Available data |
+--

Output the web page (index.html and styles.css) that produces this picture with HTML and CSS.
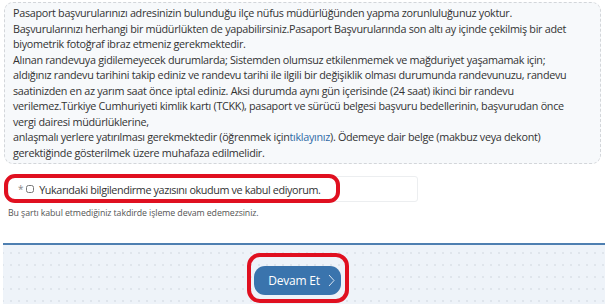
FILE: index.html
```html
<!DOCTYPE html>
<html lang="tr">
<head>
    <meta charset="UTF-8">
    <meta name="viewport" content="width=device-width, initial-scale=1.0">
    <title>Randevu Bilgilendirme</title>
    <link rel="stylesheet" href="styles.css">
</head>
<body>
    <div class="info">
        Pasaport başvurularınızı adresinizin bulunduğu ilçe nüfus müdürlüğünden yapma zorunluluğunuz yoktur.<br>
        Başvurularınızı herhangi bir müdürlükten de yapabilirsiniz.Pasaport Başvurularında son altı ay içinde çekilmiş bir adet<br>
        biyometrik fotoğraf ibraz etmeniz gerekmektedir.<br>
        Alınan randevuya gidilemeyecek durumlarda; Sistemden olumsuz etkilenmemek ve mağduriyet yaşamamak için;<br>
        aldığınız randevu tarihini takip ediniz ve randevu tarihi ile ilgili bir değişiklik olması durumunda randevunuzu, randevu<br>
        saatinizden en az yarım saat önce iptal ediniz. Aksi durumda aynı gün içerisinde (24 saat) ikinci bir randevu<br>
        verilemez.Türkiye Cumhuriyeti kimlik kartı (TCKK), pasaport ve sürücü belgesi başvuru bedellerinin, başvurudan önce<br>
        vergi dairesi müdürlüklerine,<br>
        anlaşmalı yerlere yatırılması gerekmektedir (öğrenmek için<a href="#">tıklayınız</a>). Ödemeye dair belge (makbuz veya dekont)<br>
        gerektiğinde gösterilmek üzere muhafaza edilmelidir.
    </div>

    <div class="agree">
        <label class="agree-field">
            <span class="req">*</span>
            <input type="checkbox" class="check">
            <span>Yukarıdaki bilgilendirme yazısını okudum ve kabul ediyorum.</span>
        </label>
        <div class="mark mark-agree"></div>
    </div>
    <p class="hint">Bu şartı kabul etmediğiniz takdirde işleme devam edemezsiniz.</p>

    <div class="footer">
        <div class="btn-wrap">
            <button type="button" class="btn">
                <span>Devam Et</span>
                <svg class="arrow" width="7" height="13" viewBox="0 0 7 13"><path d="M1 1 L6 6.5 L1 12" fill="none" stroke="#d9e5f2" stroke-width="1"/></svg>
            </button>
            <div class="mark mark-btn"></div>
        </div>
    </div>
</body>
</html>
```

FILE: styles.css
```css
body {
    margin: 0;
    padding: 2px 4px 0 4px;
    font-family: "Open Sans", Arial, sans-serif;
    color: #333;
    background: #fff;
    height: 304px;
    overflow: hidden;
    box-sizing: border-box;
}
.info {
    background: #f7f9fb;
    border: 1px dashed #d3d6da;
    border-radius: 9px;
    padding: 2px 8px 3px 8px;
    font-size: 10.8px;
    line-height: 15.5px;
    white-space: nowrap;
    letter-spacing: -0.3px;
}
.info a {
    color: #2f6aa6;
    text-decoration: none;
}
.agree {
    position: relative;
    margin-top: 12px;
    width: 414px;
}
.agree-field {
    display: flex;
    align-items: center;
    height: 24px;
    border: 1px solid #eceef0;
    border-radius: 3px;
    padding-left: 9px;
    margin-left: 4px;
    font-size: 10.8px;
    letter-spacing: -0.38px;
    color: #333;
}
.req {
    color: #888;
    font-size: 10px;
    margin-right: 3px;
}
.check {
    width: 8px;
    height: 8px;
    margin: 0 5px 0 0;
}
.mark {
    position: absolute;
    border: 4px solid #e01020;
    border-radius: 11px;
    pointer-events: none;
}
.mark-agree {
    left: 0;
    top: -2px;
    width: 328px;
    height: 21px;
}
.hint {
    margin: 5px 0 0 4px;
    font-size: 8.8px;
    letter-spacing: -0.1px;
    color: #555;
}
.footer {
    margin: 24px -4px 0 -1px;
    height: 64px;
    border-top: 2px solid #4e7fb1;
    background-color: #eef3f9;
    background-image: radial-gradient(circle, #d7dde4 0.6px, transparent 0.9px);
    background-size: 8px 12px;
    background-position: 4px 2px;
    display: flex;
    justify-content: center;
}
.btn-wrap {
    position: relative;
    margin-top: 21px;
    margin-left: -13px;
}
.btn {
    display: flex;
    align-items: center;
    justify-content: center;
    gap: 8px;
    width: 87px;
    height: 29px;
    border: none;
    border-radius: 11px;
    background: #3a74ad;
    color: #fff;
    font-family: "Open Sans", Arial, sans-serif;
    font-size: 12px;
    letter-spacing: -0.2px;
    padding: 0 0 0 8px;
}
.arrow {
    display: block;
}
.mark-btn {
    left: -7px;
    top: -13px;
    width: 94px;
    height: 42px;
    border-radius: 13px;
}
```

+--

Problem to solve | Pick out the lines containing the word "styles" and show them.

Result |
Output the web page (index.html and styles.css) that produces this picture with HTML and CSS.
    <link rel="stylesheet" href="styles.css">
FILE: styles.css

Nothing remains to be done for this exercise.